La baleine.
Nous sommes accueilli brutalement par des images brunâtres et crasses, étouffantes, aux lumières blafardes, dans l'atmosphère poisseuse des entrailles suintantes, suantes d'un appartement. Et l'extérieur ne semble guère mieux : il pleut la plupart du temps...
The whale va s'ingénier à évoquer cette "baleine" (en référence au récit de H. Melville, "Moby Dick") que l'on passe notre existence à chasser : Charlie, notre anti-héros à l'obésité morbide, doit chasser la baleine qui siège littéralement en lui -dans son corps et dans son âme- et éloigne sa fille de son existence confinée et recluse. Cette baleine sans émotion ? Ce chasseur qui perd son temps ?
Saluons déjà l'audace du sujet : l'obésité n'étant pas un thème à proprement parlé cinégénique et donc peu traité par le cinéma car, sans aucun doute, trop loin du glamour tant recherché par le tout Hollywood.

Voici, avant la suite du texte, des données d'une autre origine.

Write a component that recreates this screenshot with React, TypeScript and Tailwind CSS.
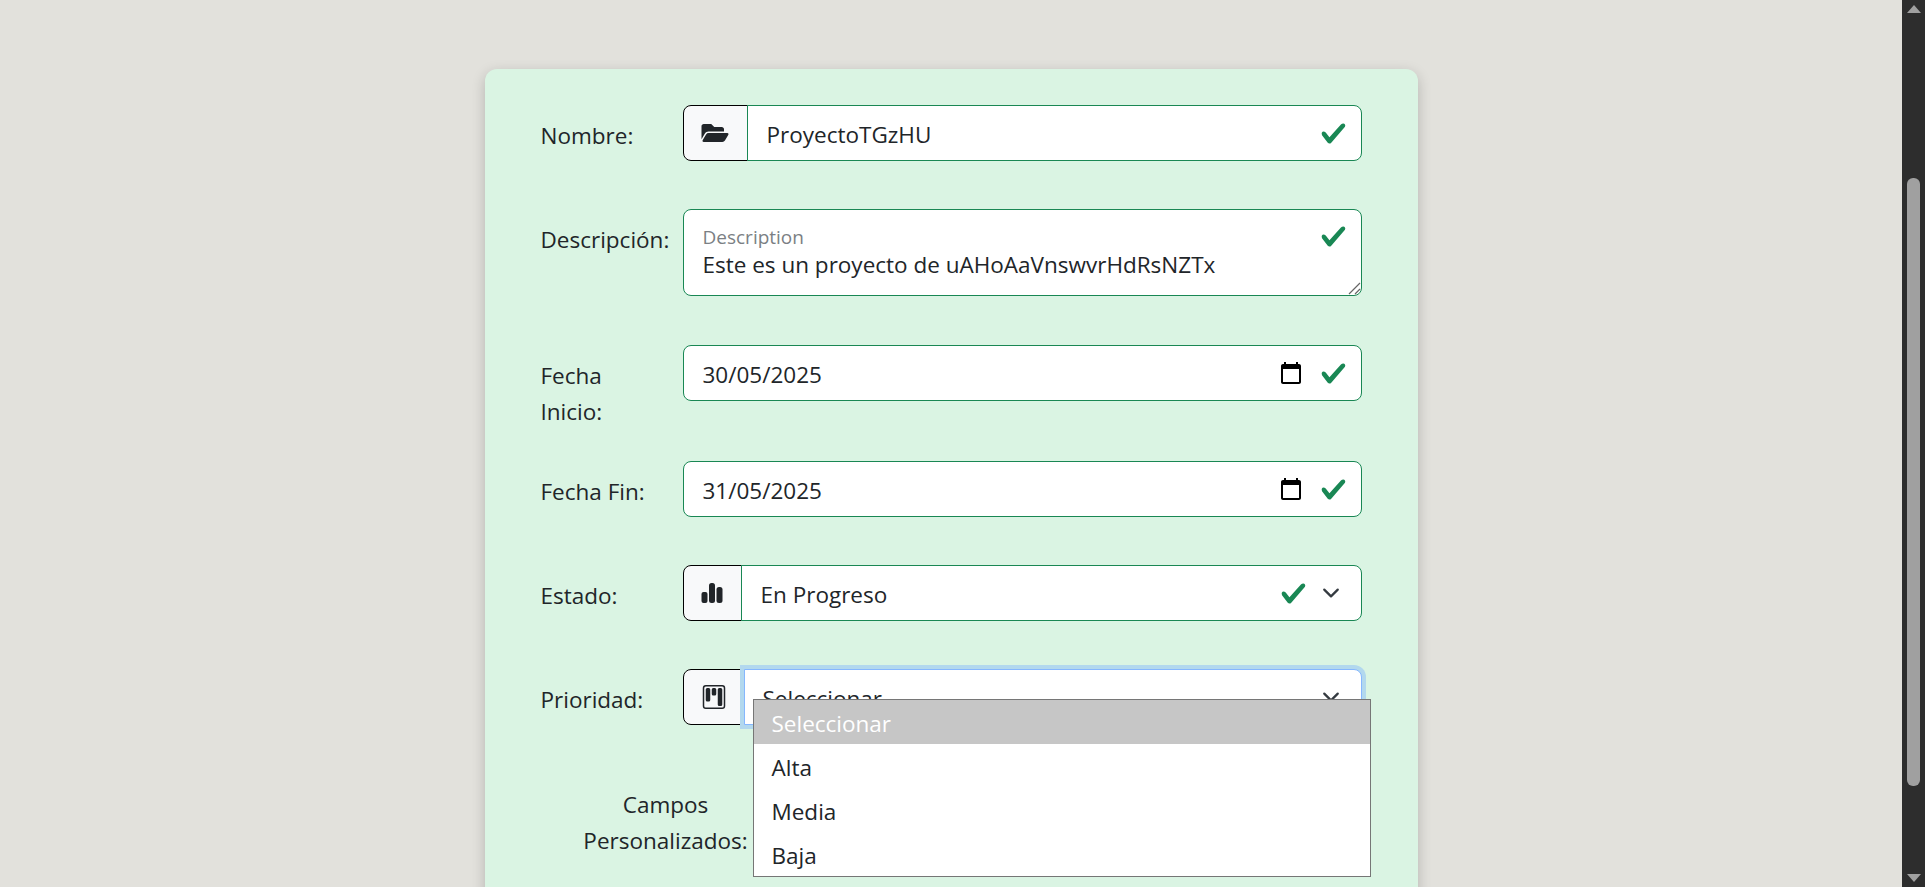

On pourrait imaginer que D. Aronofsky serait quelque peu coincé par son atmosphère de huit-clos, et pourtant il met en scène son film de façon incroyablement variée, sobre, avec d'une rare finesse, à l'image de ce travelling qui se répète à loisir -comme ancré en son centre par le personage principal- ou du judicieux placement des personnages au sein du cadre, et réalise un véritable film d'horreur, au sens noble, concret du terme : un film de monstre. Il commence par soulever notre dégoût pour cette créature moderne, maladive et avachie, mauvais père et mari qui n'a de cesse de s'excuser pour tout et pour rien, qui s'est peu à peu laisser aller suite à un drame, qui se nourrit salement, ne peut plus se mouvoir, se baisser ou attraper quoique ce soit tout seul, et dont le seul partenaire sexuel est sa télévision ; détesté par sa propre fille. Un monstre de déchéance physique qui agonise, se suicide peu à peu faute de pouvoir, de vouloir remonter la pente. Mais, paradoxalement, il s'avère aussi monstrueux que sa fille : lui qui est hideux à l'extérieur mais possède un coeur en or, alors que, derrière le visage magnifique de cette adolescente, se cache un monstre de colère et de haine.
The whale est un film qui aborde une immense variété de thèmes tel que la relation père fille, doublé d'une fine réflexion religieuse et d'un couplet vibrant sur l'amitié et le don de soi (Lise nourrit littéralement et psychologiquement le "monstre"). Son thème central restera cependant l'amour : celui d'un frère pour sa soeur, d'un homme pour son amant, d'une femme pour son mari, d'un jeune pour Dieu, d'un père pour sa fille ; c'est l'amour qui unit ce petit monde dans l'espace exigu de cet appartement enténébré. Les dernières images renverront à celles de cet oiseau, seul regard à la fois sur l'extérieur et sur la liberté de se mouvoir, de sortir.
The whale est un film qui interroge notre humanité, une œuvre baignée d'amour puisqu'elle possède une âme, mais une œuvre sans concession, viscérale, brutale, puissante comme un premier film. On découvre par petites touches le passé de chacun des personnages, celui qui les a construit et détruit, à travers un écriture toute en finesse. Et Fraser est, excusez du peu, absolument écrasant, doublé par une composition musicale exceptionnelle.